WRITTEN TASK: The data below should be printed in full, exactly, and without any of its images.

DATASET EXCERPT:
# # # #

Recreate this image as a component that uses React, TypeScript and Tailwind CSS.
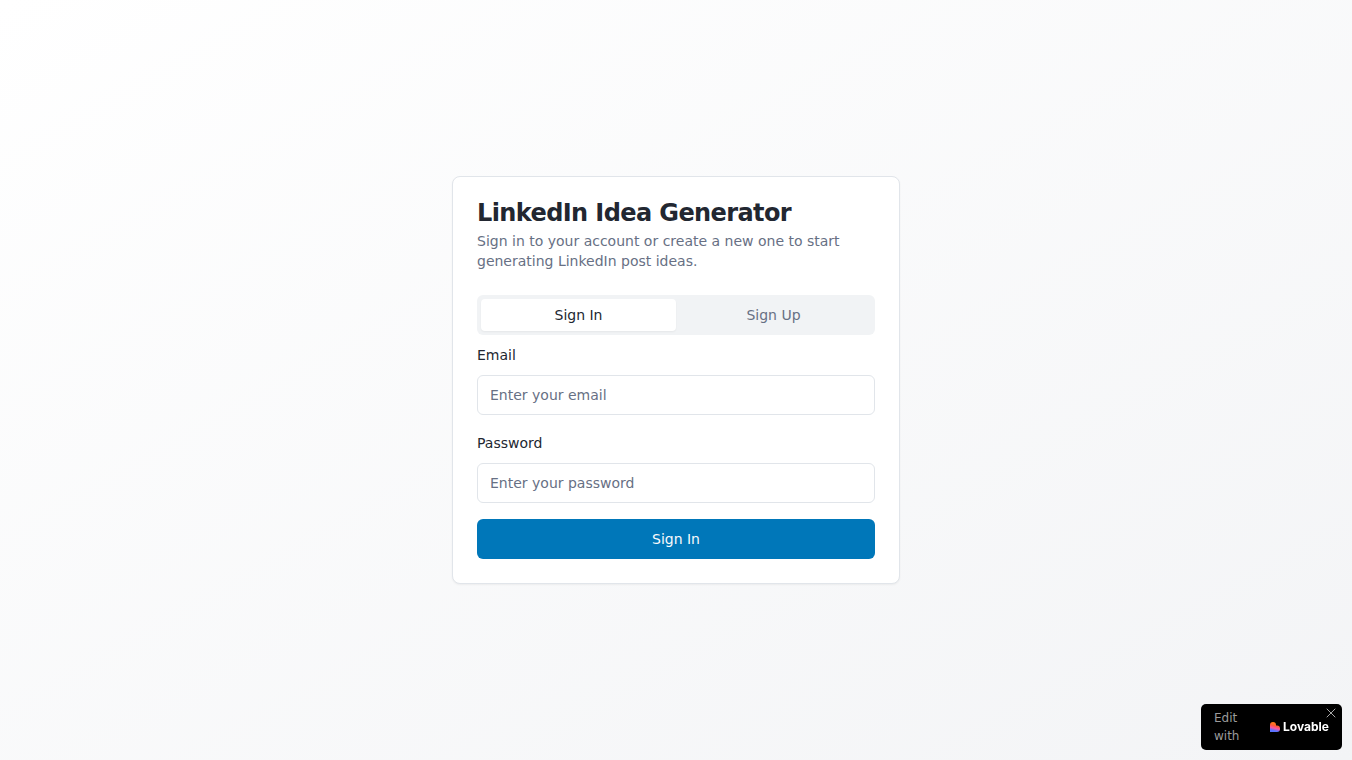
import { useState } from 'react'
import { X } from 'lucide-react'

const tabs = ['Sign In', 'Sign Up']

const fields = [
  { id: 'email', label: 'Email', type: 'email', placeholder: 'Enter your email' },
  { id: 'password', label: 'Password', type: 'password', placeholder: 'Enter your password' },
]

function LovableMark() {
  return (
    <svg viewBox="0 0 20 20" className="h-[10px] w-[10px] shrink-0" aria-hidden="true">
      <defs>
        <linearGradient id="heart" x1="0.6" y1="0" x2="0.35" y2="1">
          <stop offset="0.15" stopColor="#ff7a1a" />
          <stop offset="0.4" stopColor="#ff5a3c" />
          <stop offset="0.62" stopColor="#f556a8" />
          <stop offset="0.85" stopColor="#5a73ff" />
        </linearGradient>
      </defs>
      <path
        fill="url(#heart)"
        d="M6 0a6 6 0 0 1 6 6v1h2a6 6 0 0 1 6 6v1a6 6 0 0 1-6 6H0V6a6 6 0 0 1 6-6Z"
      />
    </svg>
  )
}

function EditBadge({ onClose }: { onClose: () => void }) {
  return (
    <aside className="fixed right-[10px] bottom-[10px] rounded-[5px] bg-black">
      <a href="#edit" className="flex w-[141px] items-center justify-between px-[13px] py-[5px]">
        <span className="w-8 text-xs leading-[18px] text-[#9b9b9b]">Edit with</span>
        <span className="flex items-center gap-[3px]">
          <LovableMark />
          <span className="font-[Inter,sans-serif] text-xs leading-4 font-bold text-white">Lovable</span>
        </span>
      </a>
      <button
        type="button"
        aria-label="Close"
        onClick={onClose}
        className="absolute top-px right-[3px] text-[#a8a8a8]"
      >
        <X className="h-4 w-4" strokeWidth={1.5} />
      </button>
    </aside>
  )
}

export default function App() {
  const [active, setActive] = useState('Sign In')
  const [showBadge, setShowBadge] = useState(true)

  return (
    <div className="flex min-h-screen items-center justify-center bg-linear-to-br/srgb from-white to-[#f3f4f6] p-4 font-['DejaVu_Sans',sans-serif] text-[#222731]">
      <main className="w-full max-w-md rounded-lg border border-[#e1e5ea] bg-white shadow-xs">
        {/* Header */}
        <div className="flex flex-col gap-1.5 p-6">
          <h1 className="text-2xl leading-none font-semibold tracking-tight">LinkedIn Idea Generator</h1>
          <p className="text-sm text-[#677084]">
            Sign in to your account or create a new one to start generating LinkedIn post ideas.
          </p>
        </div>

        <div className="px-6 pb-6">
          {/* Tabs */}
          <div role="tablist" className="grid h-10 grid-cols-2 rounded-md bg-[#f1f3f5] p-1">
            {tabs.map((tab) => (
              <button
                key={tab}
                type="button"
                role="tab"
                aria-selected={active === tab}
                onClick={() => setActive(tab)}
                className={
                  active === tab
                    ? 'rounded-sm bg-white text-sm font-medium shadow-xs'
                    : 'rounded-sm text-sm font-medium text-[#677084]'
                }
              >
                {tab}
              </button>
            ))}
          </div>

          {/* Form */}
          <form className="mt-2 flex flex-col gap-4" onSubmit={(e) => e.preventDefault()}>
            {fields.map((field) => (
              <div key={field.id} className="flex flex-col gap-2">
                <label htmlFor={field.id} className="text-sm leading-6 font-medium">
                  {field.label}
                </label>
                <input
                  id={field.id}
                  type={field.type}
                  placeholder={field.placeholder}
                  className="h-10 w-full rounded-md border border-[#e1e5ea] bg-white px-3 text-sm placeholder:text-[#677084]"
                />
              </div>
            ))}
            <button
              type="submit"
              className="h-10 w-full rounded-md bg-[#0077b9] text-sm font-medium text-[#f8fafc] hover:bg-[#006aa6]"
            >
              {active}
            </button>
          </form>
        </div>
      </main>

      {showBadge && <EditBadge onClose={() => setShowBadge(false)} />}
    </div>
  )
}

# # # #

TASK RESPONSE:
Recreate this image as a component that uses React, TypeScript and Tailwind CSS.
import { useState } from 'react'
import { X } from 'lucide-react'

const tabs = ['Sign In', 'Sign Up']

const fields = [
  { id: 'email', label: 'Email', type: 'email', placeholder: 'Enter your email' },
  { id: 'password', label: 'Password', type: 'password', placeholder: 'Enter your password' },
]

function LovableMark() {
  return (
    <svg viewBox="0 0 20 20" className="h-[10px] w-[10px] shrink-0" aria-hidden="true">
      <defs>
        <linearGradient id="heart" x1="0.6" y1="0" x2="0.35" y2="1">
          <stop offset="0.15" stopColor="#ff7a1a" />
          <stop offset="0.4" stopColor="#ff5a3c" />
          <stop offset="0.62" stopColor="#f556a8" />
          <stop offset="0.85" stopColor="#5a73ff" />
        </linearGradient>
      </defs>
      <path
        fill="url(#heart)"
        d="M6 0a6 6 0 0 1 6 6v1h2a6 6 0 0 1 6 6v1a6 6 0 0 1-6 6H0V6a6 6 0 0 1 6-6Z"
      />
    </svg>
  )
}

function EditBadge({ onClose }: { onClose: () => void }) {
  return (
    <aside className="fixed right-[10px] bottom-[10px] rounded-[5px] bg-black">
      <a href="#edit" className="flex w-[141px] items-center justify-between px-[13px] py-[5px]">
        <span className="w-8 text-xs leading-[18px] text-[#9b9b9b]">Edit with</span>
        <span className="flex items-center gap-[3px]">
          <LovableMark />
          <span className="font-[Inter,sans-serif] text-xs leading-4 font-bold text-white">Lovable</span>
        </span>
      </a>
      <button
        type="button"
        aria-label="Close"
        onClick={onClose}
        className="absolute top-px right-[3px] text-[#a8a8a8]"
      >
        <X className="h-4 w-4" strokeWidth={1.5} />
      </button>
    </aside>
  )
}

export default function App() {
  const [active, setActive] = useState('Sign In')
  const [showBadge, setShowBadge] = useState(true)

  return (
    <div className="flex min-h-screen items-center justify-center bg-linear-to-br/srgb from-white to-[#f3f4f6] p-4 font-['DejaVu_Sans',sans-serif] text-[#222731]">
      <main className="w-full max-w-md rounded-lg border border-[#e1e5ea] bg-white shadow-xs">
        {/* Header */}
        <div className="flex flex-col gap-1.5 p-6">
          <h1 className="text-2xl leading-none font-semibold tracking-tight">LinkedIn Idea Generator</h1>
          <p className="text-sm text-[#677084]">
            Sign in to your account or create a new one to start generating LinkedIn post ideas.
          </p>
        </div>

        <div className="px-6 pb-6">
          {/* Tabs */}
          <div role="tablist" className="grid h-10 grid-cols-2 rounded-md bg-[#f1f3f5] p-1">
            {tabs.map((tab) => (
              <button
                key={tab}
                type="button"
                role="tab"
                aria-selected={active === tab}
                onClick={() => setActive(tab)}
                className={
                  active === tab
                    ? 'rounded-sm bg-white text-sm font-medium shadow-xs'
                    : 'rounded-sm text-sm font-medium text-[#677084]'
                }
              >
                {tab}
              </button>
            ))}
          </div>

          {/* Form */}
          <form className="mt-2 flex flex-col gap-4" onSubmit={(e) => e.preventDefault()}>
            {fields.map((field) => (
              <div key={field.id} className="flex flex-col gap-2">
                <label htmlFor={field.id} className="text-sm leading-6 font-medium">
                  {field.label}
                </label>
                <input
                  id={field.id}
                  type={field.type}
                  placeholder={field.placeholder}
                  className="h-10 w-full rounded-md border border-[#e1e5ea] bg-white px-3 text-sm placeholder:text-[#677084]"
                />
              </div>
            ))}
            <button
              type="submit"
              className="h-10 w-full rounded-md bg-[#0077b9] text-sm font-medium text-[#f8fafc] hover:bg-[#006aa6]"
            >
              {active}
            </button>
          </form>
        </div>
      </main>

      {showBadge && <EditBadge onClose={() => setShowBadge(false)} />}
    </div>
  )
}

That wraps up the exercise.